**ENTRIES SHOWN**

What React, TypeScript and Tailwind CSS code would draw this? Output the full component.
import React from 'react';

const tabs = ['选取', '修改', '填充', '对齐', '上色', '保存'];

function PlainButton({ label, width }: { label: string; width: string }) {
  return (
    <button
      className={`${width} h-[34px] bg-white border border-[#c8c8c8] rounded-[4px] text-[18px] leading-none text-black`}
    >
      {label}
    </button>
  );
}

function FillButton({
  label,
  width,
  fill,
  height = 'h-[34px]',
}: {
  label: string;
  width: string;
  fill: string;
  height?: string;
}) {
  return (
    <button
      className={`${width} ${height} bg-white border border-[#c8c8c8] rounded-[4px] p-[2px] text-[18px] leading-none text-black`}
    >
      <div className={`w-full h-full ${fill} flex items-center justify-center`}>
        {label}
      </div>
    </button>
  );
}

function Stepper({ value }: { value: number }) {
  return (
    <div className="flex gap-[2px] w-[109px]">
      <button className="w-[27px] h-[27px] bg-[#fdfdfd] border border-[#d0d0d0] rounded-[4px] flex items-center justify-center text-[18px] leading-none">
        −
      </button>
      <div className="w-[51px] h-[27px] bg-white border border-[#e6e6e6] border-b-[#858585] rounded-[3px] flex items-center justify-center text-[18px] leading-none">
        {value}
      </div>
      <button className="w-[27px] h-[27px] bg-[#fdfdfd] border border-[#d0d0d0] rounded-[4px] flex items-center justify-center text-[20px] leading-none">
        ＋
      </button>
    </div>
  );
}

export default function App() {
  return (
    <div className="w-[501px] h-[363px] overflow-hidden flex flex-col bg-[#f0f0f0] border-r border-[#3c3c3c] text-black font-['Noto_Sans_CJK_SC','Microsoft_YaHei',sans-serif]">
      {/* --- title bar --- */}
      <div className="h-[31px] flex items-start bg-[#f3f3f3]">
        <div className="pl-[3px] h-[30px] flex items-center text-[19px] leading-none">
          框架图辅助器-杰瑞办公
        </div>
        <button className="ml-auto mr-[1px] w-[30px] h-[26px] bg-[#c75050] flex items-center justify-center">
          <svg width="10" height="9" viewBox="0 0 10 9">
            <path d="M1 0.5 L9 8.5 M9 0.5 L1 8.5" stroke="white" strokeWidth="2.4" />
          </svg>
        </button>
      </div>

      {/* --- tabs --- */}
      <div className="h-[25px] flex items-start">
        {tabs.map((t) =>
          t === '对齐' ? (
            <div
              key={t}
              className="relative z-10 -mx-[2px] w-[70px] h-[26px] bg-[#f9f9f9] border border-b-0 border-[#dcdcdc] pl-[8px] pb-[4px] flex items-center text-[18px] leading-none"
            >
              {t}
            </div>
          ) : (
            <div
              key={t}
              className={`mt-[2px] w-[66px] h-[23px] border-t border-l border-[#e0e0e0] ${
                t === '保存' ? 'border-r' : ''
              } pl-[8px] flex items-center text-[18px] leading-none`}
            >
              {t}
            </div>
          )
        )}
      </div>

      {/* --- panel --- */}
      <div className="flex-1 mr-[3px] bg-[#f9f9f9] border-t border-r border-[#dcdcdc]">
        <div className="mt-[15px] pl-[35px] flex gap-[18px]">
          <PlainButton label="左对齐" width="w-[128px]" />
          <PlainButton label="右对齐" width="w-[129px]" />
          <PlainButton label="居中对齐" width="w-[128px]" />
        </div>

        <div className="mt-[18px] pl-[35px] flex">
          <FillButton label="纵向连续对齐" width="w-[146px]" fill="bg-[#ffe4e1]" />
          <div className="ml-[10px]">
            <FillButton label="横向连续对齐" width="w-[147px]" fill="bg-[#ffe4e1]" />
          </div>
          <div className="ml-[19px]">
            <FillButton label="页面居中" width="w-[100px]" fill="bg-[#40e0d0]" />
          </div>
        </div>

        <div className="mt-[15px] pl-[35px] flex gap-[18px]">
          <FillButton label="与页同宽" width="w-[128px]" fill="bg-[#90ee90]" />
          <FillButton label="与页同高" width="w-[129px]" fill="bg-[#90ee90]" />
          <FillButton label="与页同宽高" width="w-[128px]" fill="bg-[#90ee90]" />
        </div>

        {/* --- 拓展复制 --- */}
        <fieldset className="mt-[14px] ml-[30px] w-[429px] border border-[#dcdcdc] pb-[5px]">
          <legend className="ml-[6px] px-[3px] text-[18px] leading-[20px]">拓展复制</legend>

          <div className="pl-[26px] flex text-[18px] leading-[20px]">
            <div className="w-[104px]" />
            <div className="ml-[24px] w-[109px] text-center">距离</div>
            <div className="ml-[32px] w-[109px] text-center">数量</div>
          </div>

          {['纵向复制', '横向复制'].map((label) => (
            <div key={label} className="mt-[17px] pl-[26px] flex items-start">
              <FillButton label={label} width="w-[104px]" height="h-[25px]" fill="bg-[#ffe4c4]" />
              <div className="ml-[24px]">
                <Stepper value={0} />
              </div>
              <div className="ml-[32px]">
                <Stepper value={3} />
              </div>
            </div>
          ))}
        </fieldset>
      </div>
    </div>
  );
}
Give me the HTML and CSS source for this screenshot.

**WORK TO COMPLETE**
Look through the data and show every line containing "full".

**SOLUTION BELOW**
What React, TypeScript and Tailwind CSS code would draw this? Output the full component.
      <div className={`w-full h-full ${fill} flex items-center justify-center`}>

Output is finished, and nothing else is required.